If we think the CPU opponent knows more about what will drop than humans, I agree it will have a significant advantage. I do not agree, because if I discard my confirmation bias it’s not hitting the jackpot with misplays more frequently than me. Computers are better at fast math than humans, but they aren’t better than prophecy. We don’t know enough about skyfall to really make it worth spending minute analyzing outcomes: you either have an attractive-looking almost-match in the top rows or you don’t and the 90% case is you don’t.
You may straight up disagree with that, and then we’ll talk in circles. But no smart gambler takes a 17% bet over a 100% bet. This thread is about the CPU taking that bet very consistently.
Whilst there are numerous reasons why things could happen, we will never get away from the feeling that something seems to trigger at some point in the game.
We do remember the best and worst scenarios, the almost impossible situations. I remember beating a Guardian Crown with 750/750 HP with M Crusher and Khorvash (it took 20+ minutes). I kept getting barrier and stun for long enough to chip away at it. I remember those so many occasions when you couldn’t make it up with what happened in a loss. Entangle wearing off, death mark killing the entire team. You laugh and move on, it was a fluke, always another go.
A clear example of why we will think something isn’t quite right is one I just had. Faction 500 HOG, I’m with a full team, last troop left which has 449 attack. It can clearly one shot anything. I have Ethereal Sentry with 599 attack and enough with Gargoyle to kill the last AI Arcane Golem. It is silenced and stunned…I want a skull match now, no skull traps or a stun → GG combo. I’m now thinking I have it sewn up to move on to the next room with all intact. I had a go before when the AI exploded 2 yellow gems and had a double skull hit to destroy the strategy. This time, I am in complete control.
There is 1, 1 skull on the board at what H4?. I had just removed 2 stragglers 2 turns previously with a cast of Silent Sentinel. I match 3 brown to half fill my Gargoyle. The AI takes a vertical 3 gem match in the upper top right of the board. It pulls down from the Sky 3 skulls in a line vertically to land at the side of the one skull to instantly kill my top troop. Here is the board one move after the AI’s move…one more skull fell behind at F3 when I took my move, now 2 on the board. So the board I show is actually better than the one the AI had…
It is at this point when the AI it seems starts to do incredible things and that’s why players may think there is something not 100% right with it.

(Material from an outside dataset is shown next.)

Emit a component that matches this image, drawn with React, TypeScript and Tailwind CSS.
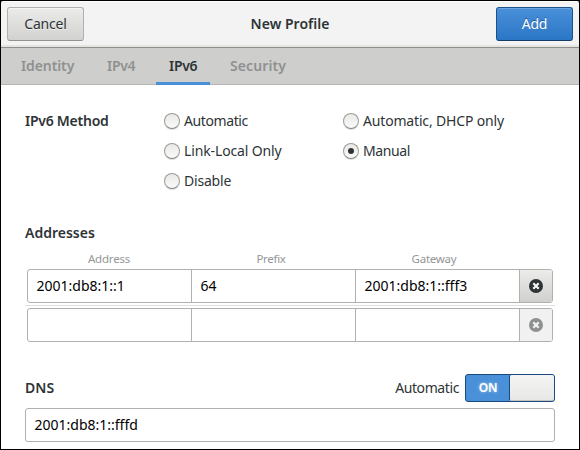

Cpu does not know what will drop. Sirrian said so, and there is no way for that to be bugged so the cpu would know.
A sky drop of three skulls is possible. Which certain people will preach night and day about. The odds are 1 in 216 that it will happen though. Statistically speaking, you should only see a skydropping skull hit once in 10+ PVP matches (Assuming 6-8 turns per match), and maybe once every 1-3 delves at later levels (depending on how high the delve is and how long the matches take).
Yet it seems that when the AI decides to screw you over, it can get half a dozen of them in the span of just as many turns…
PvP, especially three-star matches at Tier 1, certainly seem to fail to follow expectations regarding probability of occurrence. This has been documented by many people many times, and a year ago or I spent some time showing that Kraken’s actual devour chance was closer to 70%. Is that simply bad luck? Yes, it’s theoretically possible…with a probability of less than one in a trillion.
I would have thought that delves, towers, and raids would have shown that there is definitely a finger on the scale at higher levels. Last week it was the Monkey Disciple…at level 100+, you think the dodge chance was actually 20%? That goes along with the board configuration, gem drops, mana surges, percentage chances, and a bunch of other things that can be manipulated (the “luck” factor) WITHOUT changing the behavior of the AI.
It is what it is and I don’t expect it to change.